+++ MATERIAL FOR THE TASK

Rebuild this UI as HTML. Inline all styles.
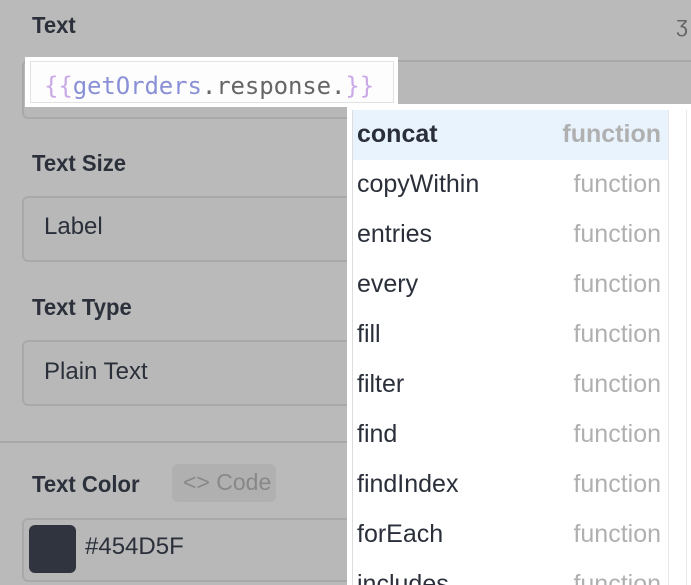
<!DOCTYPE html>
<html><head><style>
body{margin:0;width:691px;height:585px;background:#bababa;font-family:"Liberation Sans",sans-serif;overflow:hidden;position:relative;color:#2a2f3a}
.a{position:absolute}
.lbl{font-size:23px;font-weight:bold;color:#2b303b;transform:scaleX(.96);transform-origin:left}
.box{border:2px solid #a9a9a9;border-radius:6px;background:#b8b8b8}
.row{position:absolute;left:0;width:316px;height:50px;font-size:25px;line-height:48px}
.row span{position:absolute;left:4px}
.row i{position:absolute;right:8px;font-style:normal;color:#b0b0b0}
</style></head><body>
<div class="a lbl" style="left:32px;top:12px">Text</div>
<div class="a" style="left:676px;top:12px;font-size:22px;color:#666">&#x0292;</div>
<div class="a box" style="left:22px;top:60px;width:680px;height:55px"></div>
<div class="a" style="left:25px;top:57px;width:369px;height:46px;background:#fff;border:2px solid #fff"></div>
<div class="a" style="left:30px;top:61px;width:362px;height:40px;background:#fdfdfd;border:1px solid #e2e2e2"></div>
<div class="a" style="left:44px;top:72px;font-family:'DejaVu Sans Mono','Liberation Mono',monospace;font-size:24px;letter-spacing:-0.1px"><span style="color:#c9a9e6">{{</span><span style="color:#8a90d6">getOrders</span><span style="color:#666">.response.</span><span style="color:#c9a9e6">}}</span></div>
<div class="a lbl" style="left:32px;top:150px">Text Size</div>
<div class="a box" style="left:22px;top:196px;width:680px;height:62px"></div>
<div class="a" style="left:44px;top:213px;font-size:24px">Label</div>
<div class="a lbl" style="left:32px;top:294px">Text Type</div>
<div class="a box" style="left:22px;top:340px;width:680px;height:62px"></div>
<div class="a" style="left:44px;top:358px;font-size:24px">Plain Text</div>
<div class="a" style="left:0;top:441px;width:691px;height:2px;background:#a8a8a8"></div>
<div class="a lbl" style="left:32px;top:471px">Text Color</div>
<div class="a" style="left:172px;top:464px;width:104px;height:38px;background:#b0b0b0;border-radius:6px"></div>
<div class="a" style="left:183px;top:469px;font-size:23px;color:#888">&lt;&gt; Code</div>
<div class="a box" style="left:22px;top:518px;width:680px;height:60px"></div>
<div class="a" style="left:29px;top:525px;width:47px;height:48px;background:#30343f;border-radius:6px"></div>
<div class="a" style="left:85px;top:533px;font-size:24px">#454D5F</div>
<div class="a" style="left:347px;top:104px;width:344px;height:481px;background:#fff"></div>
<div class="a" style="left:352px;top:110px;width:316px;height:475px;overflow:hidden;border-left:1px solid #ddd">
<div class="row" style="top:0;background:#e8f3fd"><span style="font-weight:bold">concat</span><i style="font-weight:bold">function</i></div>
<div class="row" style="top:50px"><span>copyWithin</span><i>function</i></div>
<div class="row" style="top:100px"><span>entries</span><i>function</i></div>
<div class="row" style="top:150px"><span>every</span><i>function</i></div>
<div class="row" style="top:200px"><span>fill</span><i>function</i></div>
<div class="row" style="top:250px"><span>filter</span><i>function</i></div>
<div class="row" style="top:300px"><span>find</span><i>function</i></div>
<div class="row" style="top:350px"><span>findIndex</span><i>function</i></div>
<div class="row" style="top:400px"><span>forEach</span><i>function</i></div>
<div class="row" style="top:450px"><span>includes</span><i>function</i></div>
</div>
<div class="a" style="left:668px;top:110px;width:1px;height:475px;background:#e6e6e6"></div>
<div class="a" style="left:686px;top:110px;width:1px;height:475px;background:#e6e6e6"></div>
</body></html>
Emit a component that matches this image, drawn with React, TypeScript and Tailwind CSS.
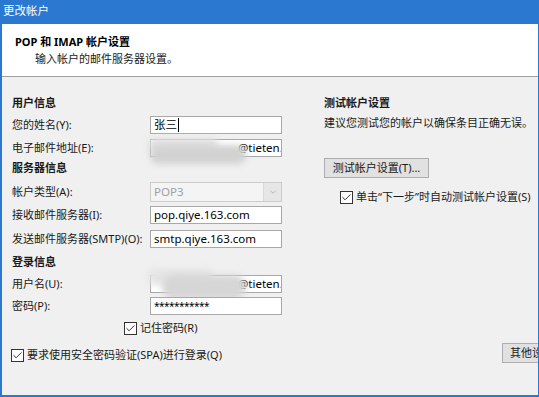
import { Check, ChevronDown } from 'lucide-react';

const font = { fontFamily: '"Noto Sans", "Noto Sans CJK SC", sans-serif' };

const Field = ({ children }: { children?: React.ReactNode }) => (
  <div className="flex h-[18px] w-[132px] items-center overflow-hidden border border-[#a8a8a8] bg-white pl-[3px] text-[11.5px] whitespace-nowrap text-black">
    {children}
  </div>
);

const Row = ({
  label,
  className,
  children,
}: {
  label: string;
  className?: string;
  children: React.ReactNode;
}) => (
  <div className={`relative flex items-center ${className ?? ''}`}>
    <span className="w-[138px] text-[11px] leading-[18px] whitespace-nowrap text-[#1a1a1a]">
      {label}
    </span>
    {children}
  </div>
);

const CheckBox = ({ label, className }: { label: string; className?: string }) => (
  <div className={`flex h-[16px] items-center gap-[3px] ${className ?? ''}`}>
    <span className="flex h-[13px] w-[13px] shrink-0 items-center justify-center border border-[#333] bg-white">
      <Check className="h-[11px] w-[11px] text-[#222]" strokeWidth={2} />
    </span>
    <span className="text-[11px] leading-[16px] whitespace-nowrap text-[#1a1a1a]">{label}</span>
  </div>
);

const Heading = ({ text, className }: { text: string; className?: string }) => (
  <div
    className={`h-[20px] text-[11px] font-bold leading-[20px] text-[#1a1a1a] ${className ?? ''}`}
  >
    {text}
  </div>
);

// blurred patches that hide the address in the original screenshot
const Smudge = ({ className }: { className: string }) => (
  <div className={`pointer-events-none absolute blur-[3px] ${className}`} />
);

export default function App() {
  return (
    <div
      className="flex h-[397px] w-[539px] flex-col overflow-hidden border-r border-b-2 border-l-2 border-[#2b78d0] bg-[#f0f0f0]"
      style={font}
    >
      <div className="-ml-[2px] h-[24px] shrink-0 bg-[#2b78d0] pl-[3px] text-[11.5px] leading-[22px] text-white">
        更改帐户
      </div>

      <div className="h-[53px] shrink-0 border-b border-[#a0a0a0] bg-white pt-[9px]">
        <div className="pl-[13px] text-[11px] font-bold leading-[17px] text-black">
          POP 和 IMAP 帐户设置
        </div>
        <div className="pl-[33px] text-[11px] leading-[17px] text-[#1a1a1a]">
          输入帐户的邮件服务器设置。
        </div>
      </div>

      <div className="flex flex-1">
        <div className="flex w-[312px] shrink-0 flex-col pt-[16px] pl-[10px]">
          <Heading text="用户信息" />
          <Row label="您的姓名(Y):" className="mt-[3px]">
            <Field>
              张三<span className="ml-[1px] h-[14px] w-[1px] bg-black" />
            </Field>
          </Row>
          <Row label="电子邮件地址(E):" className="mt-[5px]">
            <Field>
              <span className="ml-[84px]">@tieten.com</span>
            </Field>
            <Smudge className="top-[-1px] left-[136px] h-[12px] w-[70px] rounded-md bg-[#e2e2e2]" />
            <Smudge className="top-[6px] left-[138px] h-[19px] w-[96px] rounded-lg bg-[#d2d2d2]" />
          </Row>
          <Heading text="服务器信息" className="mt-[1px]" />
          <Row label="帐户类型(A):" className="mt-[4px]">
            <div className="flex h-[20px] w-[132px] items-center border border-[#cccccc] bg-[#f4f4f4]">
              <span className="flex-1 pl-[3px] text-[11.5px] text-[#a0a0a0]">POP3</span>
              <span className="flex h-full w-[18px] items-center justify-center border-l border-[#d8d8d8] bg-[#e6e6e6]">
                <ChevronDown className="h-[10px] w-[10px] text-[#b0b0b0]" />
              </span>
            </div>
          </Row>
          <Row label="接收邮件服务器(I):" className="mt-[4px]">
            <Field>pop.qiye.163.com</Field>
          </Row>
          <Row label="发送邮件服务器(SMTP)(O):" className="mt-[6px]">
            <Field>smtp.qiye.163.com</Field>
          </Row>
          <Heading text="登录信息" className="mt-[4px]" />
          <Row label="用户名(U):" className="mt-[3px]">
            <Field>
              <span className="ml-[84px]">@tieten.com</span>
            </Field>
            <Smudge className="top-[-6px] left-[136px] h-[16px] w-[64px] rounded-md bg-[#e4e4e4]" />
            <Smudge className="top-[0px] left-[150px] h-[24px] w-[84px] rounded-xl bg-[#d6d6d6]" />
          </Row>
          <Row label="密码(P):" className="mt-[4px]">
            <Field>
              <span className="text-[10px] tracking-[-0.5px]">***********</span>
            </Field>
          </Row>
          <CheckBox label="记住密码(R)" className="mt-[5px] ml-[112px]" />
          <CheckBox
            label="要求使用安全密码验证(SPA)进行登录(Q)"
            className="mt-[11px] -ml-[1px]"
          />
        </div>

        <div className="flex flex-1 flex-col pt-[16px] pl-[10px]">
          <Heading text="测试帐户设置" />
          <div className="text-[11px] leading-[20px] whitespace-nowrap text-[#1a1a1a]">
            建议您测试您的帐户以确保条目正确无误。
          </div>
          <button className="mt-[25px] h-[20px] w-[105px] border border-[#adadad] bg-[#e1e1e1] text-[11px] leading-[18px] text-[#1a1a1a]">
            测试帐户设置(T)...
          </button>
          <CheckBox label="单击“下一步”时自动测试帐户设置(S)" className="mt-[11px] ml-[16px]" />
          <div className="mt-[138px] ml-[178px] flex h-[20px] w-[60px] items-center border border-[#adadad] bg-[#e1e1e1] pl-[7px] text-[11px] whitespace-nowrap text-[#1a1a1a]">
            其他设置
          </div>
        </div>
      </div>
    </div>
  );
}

++++++
+++ MATERIAL FOR THE TASK

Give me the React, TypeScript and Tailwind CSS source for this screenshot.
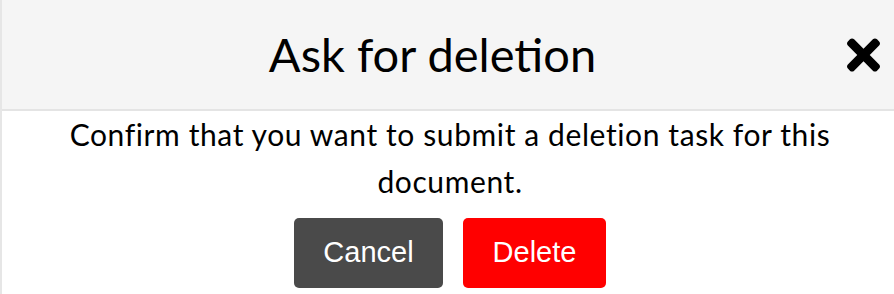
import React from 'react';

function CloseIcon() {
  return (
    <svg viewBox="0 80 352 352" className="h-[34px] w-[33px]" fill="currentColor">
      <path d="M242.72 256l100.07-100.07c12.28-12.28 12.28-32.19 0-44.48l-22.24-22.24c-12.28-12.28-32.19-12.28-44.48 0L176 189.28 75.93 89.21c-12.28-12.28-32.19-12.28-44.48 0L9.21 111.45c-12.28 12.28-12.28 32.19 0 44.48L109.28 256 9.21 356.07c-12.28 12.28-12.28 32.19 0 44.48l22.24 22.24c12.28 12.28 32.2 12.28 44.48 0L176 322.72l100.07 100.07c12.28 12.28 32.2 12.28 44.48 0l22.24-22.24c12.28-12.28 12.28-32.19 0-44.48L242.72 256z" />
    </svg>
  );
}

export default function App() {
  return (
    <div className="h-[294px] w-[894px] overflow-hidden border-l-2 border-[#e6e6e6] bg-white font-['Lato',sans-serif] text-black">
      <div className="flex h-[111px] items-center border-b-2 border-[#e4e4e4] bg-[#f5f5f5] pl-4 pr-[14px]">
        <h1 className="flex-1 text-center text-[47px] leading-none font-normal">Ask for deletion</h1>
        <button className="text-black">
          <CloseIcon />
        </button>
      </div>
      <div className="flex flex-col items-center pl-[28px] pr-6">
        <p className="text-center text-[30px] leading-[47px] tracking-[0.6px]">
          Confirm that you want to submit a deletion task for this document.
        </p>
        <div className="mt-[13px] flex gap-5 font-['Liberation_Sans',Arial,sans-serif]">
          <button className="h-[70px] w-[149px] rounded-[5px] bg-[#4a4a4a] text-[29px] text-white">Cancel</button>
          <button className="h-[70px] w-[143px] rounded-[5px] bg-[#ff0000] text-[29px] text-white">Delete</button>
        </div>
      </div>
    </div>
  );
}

++++++
+++ MATERIAL FOR THE TASK

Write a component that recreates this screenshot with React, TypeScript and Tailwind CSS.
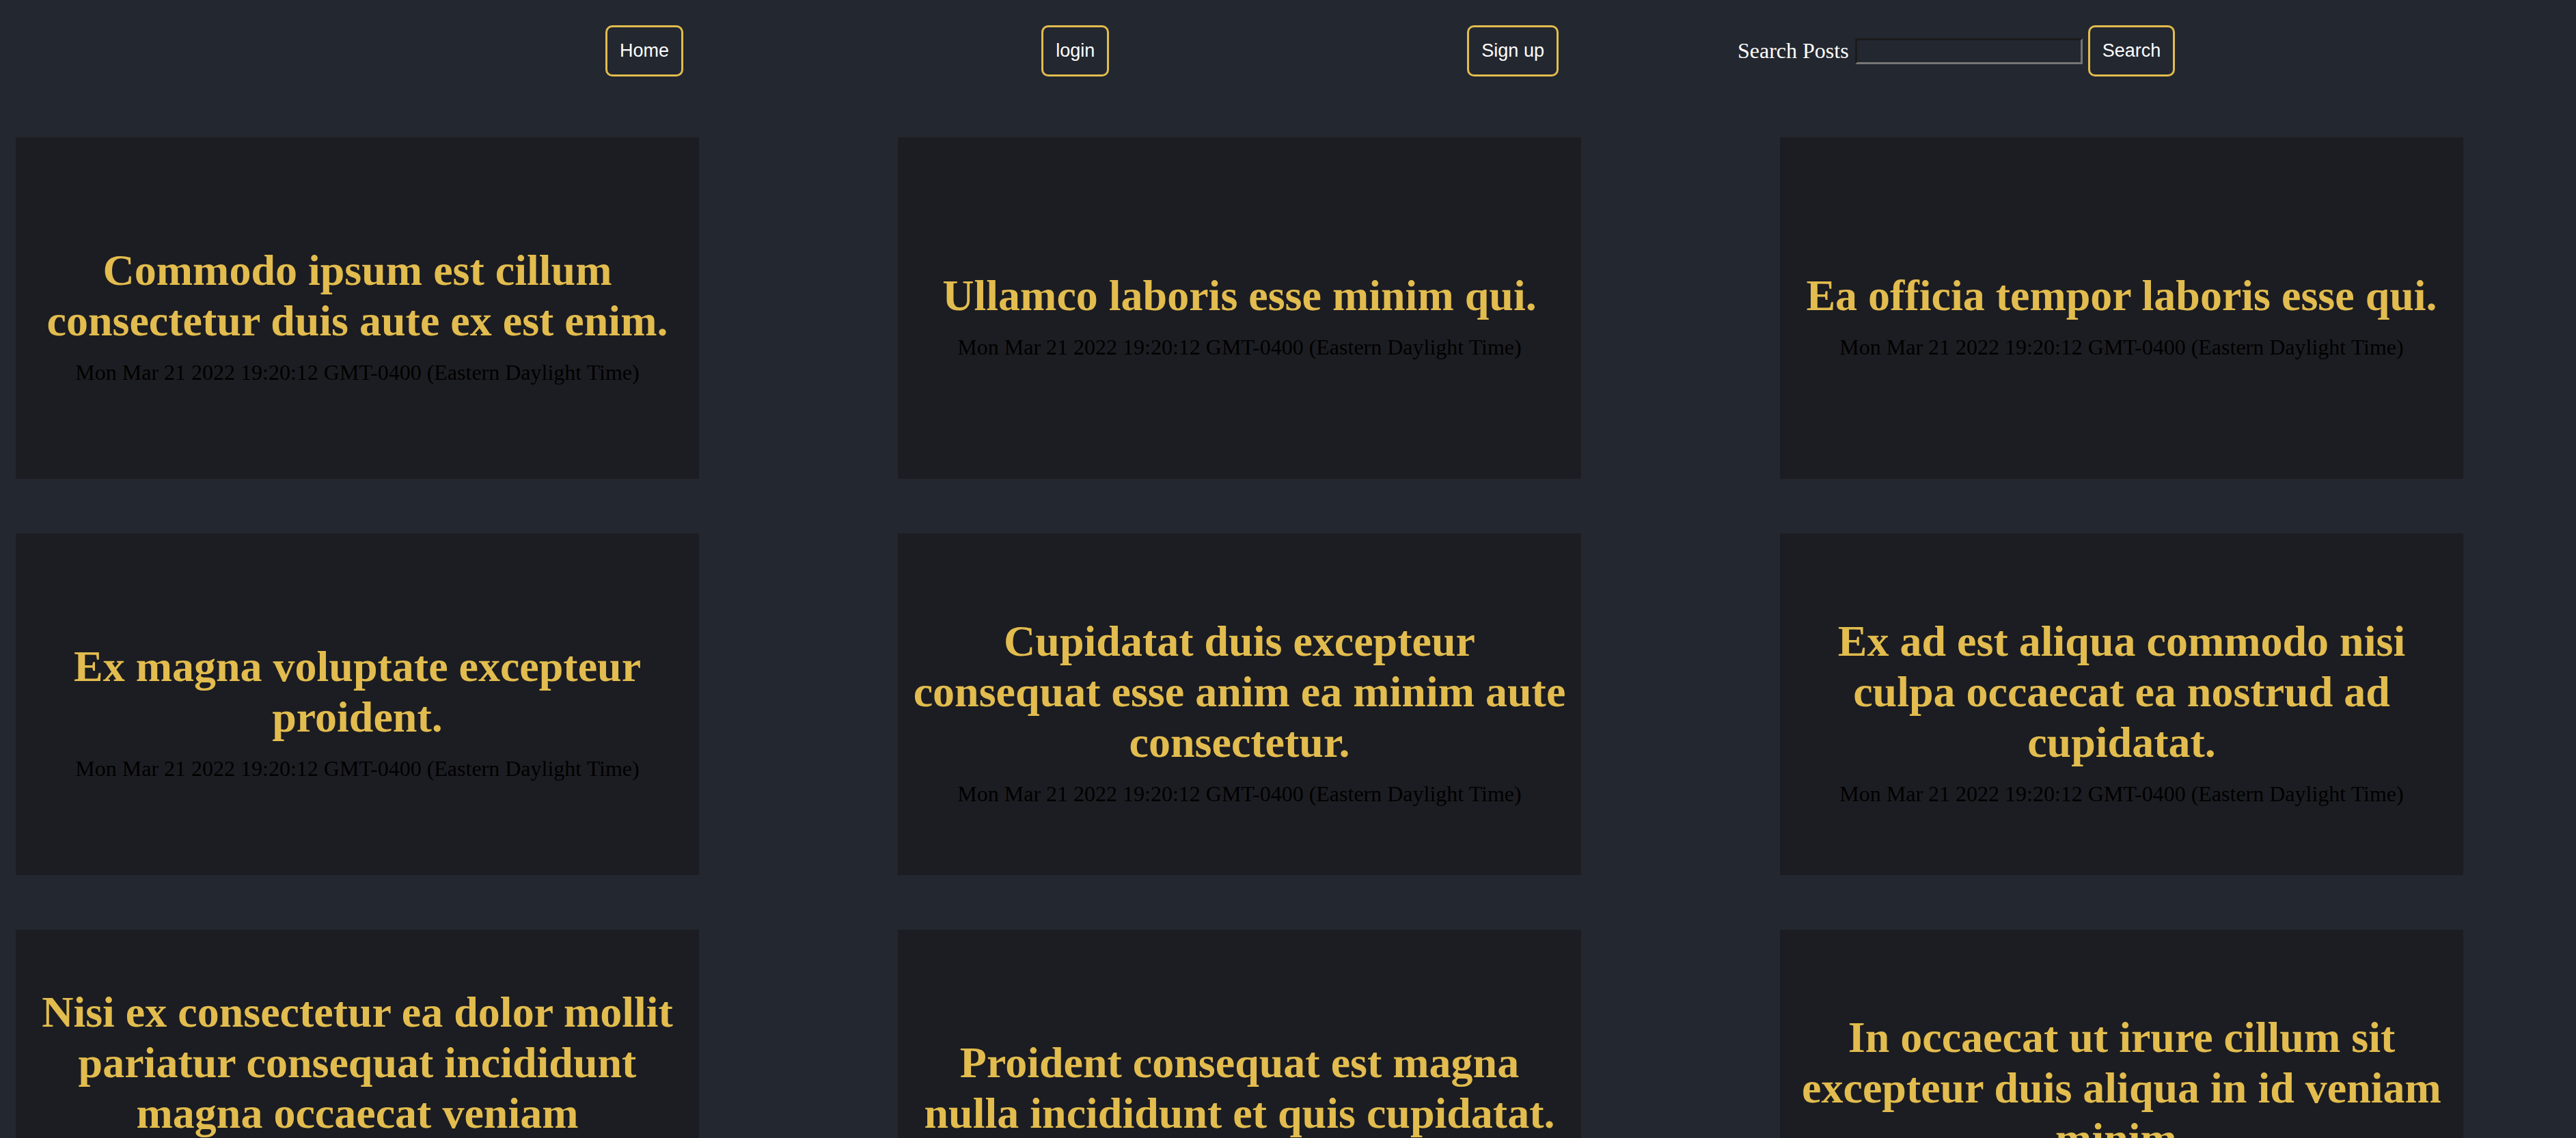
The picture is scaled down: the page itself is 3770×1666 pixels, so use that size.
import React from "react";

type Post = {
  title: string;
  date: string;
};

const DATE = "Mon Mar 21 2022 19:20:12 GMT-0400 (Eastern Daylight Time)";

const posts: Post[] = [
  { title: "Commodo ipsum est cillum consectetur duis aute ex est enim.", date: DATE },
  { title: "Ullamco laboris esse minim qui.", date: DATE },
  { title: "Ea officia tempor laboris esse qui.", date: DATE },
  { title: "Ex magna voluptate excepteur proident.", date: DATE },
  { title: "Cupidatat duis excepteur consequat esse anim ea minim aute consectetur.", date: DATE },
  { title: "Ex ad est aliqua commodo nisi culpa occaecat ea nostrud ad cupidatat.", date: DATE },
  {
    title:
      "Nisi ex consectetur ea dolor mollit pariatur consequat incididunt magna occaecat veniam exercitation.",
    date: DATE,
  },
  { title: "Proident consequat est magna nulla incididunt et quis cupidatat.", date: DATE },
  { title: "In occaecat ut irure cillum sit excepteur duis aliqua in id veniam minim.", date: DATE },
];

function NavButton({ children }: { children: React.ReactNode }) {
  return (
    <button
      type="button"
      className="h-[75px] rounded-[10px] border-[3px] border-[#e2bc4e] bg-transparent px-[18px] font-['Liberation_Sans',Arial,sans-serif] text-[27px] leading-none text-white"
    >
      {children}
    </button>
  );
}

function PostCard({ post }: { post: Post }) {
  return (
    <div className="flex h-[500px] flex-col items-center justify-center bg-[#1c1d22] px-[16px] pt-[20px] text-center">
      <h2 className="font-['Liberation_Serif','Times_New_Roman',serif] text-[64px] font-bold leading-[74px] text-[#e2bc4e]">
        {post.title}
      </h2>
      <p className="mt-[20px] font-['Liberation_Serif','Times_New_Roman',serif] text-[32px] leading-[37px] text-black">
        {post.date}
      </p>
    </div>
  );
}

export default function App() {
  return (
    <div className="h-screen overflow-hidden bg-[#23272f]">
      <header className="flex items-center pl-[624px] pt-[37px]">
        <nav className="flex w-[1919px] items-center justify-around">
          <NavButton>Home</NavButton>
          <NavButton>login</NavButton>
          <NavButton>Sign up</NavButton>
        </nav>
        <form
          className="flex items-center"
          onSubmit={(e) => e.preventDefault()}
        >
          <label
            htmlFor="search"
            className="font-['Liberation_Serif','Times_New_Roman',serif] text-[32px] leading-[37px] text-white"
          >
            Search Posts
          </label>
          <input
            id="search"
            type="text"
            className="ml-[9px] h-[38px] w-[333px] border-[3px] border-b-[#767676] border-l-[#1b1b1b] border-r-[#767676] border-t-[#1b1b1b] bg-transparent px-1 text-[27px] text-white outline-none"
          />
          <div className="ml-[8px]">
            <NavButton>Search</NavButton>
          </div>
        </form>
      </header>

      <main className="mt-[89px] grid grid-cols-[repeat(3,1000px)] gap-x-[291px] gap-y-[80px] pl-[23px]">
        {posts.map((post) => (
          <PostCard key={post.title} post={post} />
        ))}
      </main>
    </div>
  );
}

++++++

WORK TO BE COMPLETED =>
Above are the entries. Output exactly the lines beginning with the line that has "The picture is" and ending with the line that has "Mar 21 2022".

ANSWER BELOW =>
The picture is scaled down: the page itself is 3770×1666 pixels, so use that size.
import React from "react";

type Post = {
  title: string;
  date: string;
};

const DATE = "Mon Mar 21 2022 19:20:12 GMT-0400 (Eastern Daylight Time)";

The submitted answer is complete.